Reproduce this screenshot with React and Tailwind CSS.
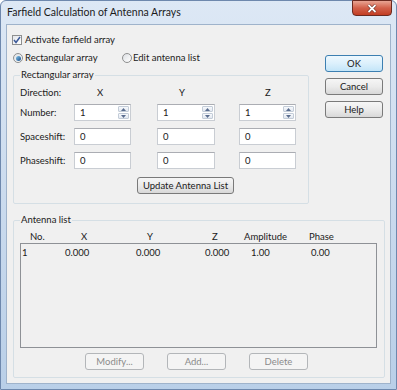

...

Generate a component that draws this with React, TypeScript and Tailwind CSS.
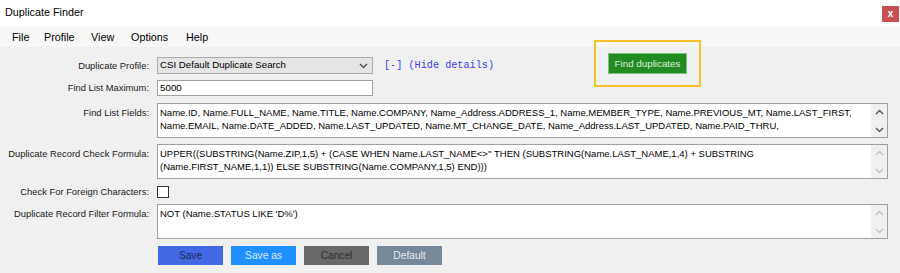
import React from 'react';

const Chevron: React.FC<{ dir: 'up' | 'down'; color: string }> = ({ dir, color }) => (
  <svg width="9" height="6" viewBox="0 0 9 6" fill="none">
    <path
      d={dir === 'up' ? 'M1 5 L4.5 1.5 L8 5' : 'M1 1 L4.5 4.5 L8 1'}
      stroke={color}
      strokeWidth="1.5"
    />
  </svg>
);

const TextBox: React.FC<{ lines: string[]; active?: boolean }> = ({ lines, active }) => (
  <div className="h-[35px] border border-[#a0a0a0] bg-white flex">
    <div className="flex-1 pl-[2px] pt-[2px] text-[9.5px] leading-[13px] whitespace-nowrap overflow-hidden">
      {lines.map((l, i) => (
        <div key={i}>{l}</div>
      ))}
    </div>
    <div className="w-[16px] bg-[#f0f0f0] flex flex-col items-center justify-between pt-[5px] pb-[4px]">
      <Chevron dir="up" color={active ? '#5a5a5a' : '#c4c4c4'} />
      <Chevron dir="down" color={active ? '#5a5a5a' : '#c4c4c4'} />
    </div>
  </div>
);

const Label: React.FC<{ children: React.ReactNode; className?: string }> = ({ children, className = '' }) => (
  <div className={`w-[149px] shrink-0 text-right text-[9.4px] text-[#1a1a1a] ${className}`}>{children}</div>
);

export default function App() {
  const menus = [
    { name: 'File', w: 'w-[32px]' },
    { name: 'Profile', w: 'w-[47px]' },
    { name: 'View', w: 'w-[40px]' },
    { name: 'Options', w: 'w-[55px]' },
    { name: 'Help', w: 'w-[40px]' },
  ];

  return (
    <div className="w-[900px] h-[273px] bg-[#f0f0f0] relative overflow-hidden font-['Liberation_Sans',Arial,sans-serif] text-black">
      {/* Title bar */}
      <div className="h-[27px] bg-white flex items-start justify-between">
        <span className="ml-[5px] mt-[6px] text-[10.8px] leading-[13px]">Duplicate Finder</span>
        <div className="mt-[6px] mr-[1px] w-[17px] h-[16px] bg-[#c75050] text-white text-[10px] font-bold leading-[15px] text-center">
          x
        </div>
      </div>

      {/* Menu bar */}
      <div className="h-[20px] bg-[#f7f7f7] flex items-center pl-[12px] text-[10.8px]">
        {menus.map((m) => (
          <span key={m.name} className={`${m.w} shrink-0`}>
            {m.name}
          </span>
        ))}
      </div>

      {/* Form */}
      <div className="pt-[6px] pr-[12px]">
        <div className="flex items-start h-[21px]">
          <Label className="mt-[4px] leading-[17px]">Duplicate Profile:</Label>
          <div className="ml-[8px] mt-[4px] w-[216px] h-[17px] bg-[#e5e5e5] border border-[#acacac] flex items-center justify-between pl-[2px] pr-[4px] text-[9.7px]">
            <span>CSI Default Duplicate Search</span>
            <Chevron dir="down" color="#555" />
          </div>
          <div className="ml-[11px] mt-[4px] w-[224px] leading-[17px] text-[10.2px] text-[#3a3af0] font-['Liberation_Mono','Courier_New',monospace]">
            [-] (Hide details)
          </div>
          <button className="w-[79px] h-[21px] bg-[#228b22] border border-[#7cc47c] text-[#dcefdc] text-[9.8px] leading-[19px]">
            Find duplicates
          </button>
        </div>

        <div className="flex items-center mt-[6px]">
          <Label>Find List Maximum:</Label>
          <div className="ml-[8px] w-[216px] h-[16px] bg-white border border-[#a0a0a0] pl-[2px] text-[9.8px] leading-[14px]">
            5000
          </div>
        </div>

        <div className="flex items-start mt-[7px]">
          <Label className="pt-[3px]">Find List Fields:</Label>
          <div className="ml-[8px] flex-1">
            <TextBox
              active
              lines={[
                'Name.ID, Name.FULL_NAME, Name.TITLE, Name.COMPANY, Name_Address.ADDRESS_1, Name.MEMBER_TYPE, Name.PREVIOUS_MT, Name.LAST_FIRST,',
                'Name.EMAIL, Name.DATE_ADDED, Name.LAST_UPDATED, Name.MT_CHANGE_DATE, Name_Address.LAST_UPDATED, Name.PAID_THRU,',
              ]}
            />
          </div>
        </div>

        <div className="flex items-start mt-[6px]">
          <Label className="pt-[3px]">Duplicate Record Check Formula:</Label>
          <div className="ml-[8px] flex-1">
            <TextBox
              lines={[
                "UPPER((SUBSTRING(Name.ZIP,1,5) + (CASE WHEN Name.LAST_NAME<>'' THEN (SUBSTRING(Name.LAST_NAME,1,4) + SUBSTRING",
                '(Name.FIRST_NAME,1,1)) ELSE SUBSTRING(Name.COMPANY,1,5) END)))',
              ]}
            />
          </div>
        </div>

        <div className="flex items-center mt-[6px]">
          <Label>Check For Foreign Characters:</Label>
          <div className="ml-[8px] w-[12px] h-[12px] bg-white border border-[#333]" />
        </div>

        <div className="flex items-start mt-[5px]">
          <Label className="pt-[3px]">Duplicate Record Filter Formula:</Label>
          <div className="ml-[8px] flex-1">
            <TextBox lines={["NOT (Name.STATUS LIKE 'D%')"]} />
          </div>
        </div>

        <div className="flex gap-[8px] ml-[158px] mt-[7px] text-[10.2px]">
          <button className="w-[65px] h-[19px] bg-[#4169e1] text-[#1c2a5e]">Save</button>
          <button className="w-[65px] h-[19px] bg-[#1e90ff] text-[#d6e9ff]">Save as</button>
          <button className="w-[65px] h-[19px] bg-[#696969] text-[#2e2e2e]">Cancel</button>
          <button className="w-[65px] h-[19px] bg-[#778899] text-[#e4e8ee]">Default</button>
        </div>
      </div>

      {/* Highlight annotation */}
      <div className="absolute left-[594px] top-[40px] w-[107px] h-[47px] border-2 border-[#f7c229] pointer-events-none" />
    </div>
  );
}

...

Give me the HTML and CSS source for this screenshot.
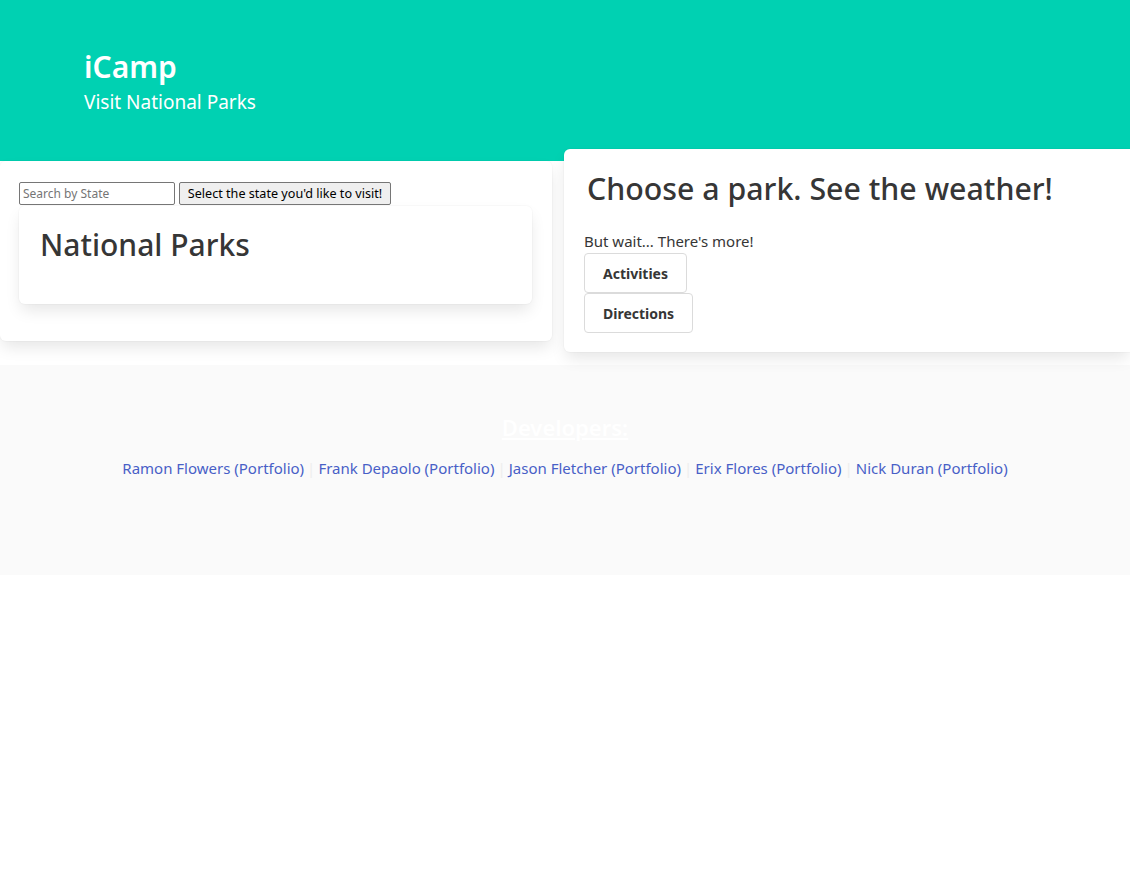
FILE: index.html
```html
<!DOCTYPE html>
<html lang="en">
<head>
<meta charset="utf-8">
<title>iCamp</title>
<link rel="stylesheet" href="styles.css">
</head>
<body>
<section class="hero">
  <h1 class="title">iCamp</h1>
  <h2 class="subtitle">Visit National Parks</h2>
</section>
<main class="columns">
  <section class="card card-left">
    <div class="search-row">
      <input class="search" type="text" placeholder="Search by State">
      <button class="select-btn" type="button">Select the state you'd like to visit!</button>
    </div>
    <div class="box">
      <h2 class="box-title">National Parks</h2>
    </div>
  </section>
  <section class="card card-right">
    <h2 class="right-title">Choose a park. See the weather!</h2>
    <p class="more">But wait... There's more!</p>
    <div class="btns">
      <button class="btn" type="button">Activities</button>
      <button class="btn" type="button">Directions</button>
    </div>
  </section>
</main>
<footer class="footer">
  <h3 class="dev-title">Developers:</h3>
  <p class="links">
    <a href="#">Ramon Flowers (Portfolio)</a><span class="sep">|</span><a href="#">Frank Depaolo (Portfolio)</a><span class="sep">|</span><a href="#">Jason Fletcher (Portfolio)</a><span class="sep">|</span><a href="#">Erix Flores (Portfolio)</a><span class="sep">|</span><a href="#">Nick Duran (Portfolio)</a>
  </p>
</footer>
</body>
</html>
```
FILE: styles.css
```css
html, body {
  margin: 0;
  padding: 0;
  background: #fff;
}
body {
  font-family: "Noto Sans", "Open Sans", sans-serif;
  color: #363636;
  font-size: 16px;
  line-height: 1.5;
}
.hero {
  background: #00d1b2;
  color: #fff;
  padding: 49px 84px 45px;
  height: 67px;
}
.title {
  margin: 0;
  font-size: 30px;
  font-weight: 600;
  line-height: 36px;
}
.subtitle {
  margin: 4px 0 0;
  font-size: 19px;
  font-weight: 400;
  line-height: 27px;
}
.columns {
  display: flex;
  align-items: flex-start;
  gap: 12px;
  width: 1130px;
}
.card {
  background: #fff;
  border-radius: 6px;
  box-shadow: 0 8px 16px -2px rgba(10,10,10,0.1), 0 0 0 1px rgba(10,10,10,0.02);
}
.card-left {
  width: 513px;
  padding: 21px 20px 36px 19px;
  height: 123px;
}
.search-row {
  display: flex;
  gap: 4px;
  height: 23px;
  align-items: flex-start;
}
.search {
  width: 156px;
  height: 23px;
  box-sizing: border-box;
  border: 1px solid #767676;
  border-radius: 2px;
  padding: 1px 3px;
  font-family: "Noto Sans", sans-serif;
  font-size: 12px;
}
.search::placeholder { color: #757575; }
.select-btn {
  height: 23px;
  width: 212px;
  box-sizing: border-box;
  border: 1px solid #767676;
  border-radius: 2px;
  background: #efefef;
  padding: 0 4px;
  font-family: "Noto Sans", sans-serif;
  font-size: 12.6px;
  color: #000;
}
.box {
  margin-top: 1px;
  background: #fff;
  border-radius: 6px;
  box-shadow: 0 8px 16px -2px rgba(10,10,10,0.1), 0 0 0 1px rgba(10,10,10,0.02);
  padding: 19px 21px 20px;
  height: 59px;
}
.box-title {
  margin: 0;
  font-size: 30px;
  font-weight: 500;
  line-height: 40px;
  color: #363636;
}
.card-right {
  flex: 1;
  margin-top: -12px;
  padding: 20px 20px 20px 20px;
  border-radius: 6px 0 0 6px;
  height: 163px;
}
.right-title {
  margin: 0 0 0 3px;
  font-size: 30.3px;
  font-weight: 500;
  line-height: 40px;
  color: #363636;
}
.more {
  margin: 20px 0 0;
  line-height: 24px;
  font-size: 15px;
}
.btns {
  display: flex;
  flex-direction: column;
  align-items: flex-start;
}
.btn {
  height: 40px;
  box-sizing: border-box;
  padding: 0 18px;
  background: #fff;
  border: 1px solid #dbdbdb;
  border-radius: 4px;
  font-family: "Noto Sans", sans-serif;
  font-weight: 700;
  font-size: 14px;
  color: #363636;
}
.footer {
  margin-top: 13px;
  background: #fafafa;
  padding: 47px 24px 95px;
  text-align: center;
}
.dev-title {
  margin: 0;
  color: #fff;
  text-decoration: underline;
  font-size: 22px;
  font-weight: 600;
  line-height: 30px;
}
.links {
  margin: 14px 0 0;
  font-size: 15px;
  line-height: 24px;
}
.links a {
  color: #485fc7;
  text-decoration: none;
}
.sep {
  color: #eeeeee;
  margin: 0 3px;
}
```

Exercise objective: Find every line above that contains the word "screenshot", and return each one.

Completed exercise:
Reproduce this screenshot with React and Tailwind CSS.
Give me the HTML and CSS source for this screenshot.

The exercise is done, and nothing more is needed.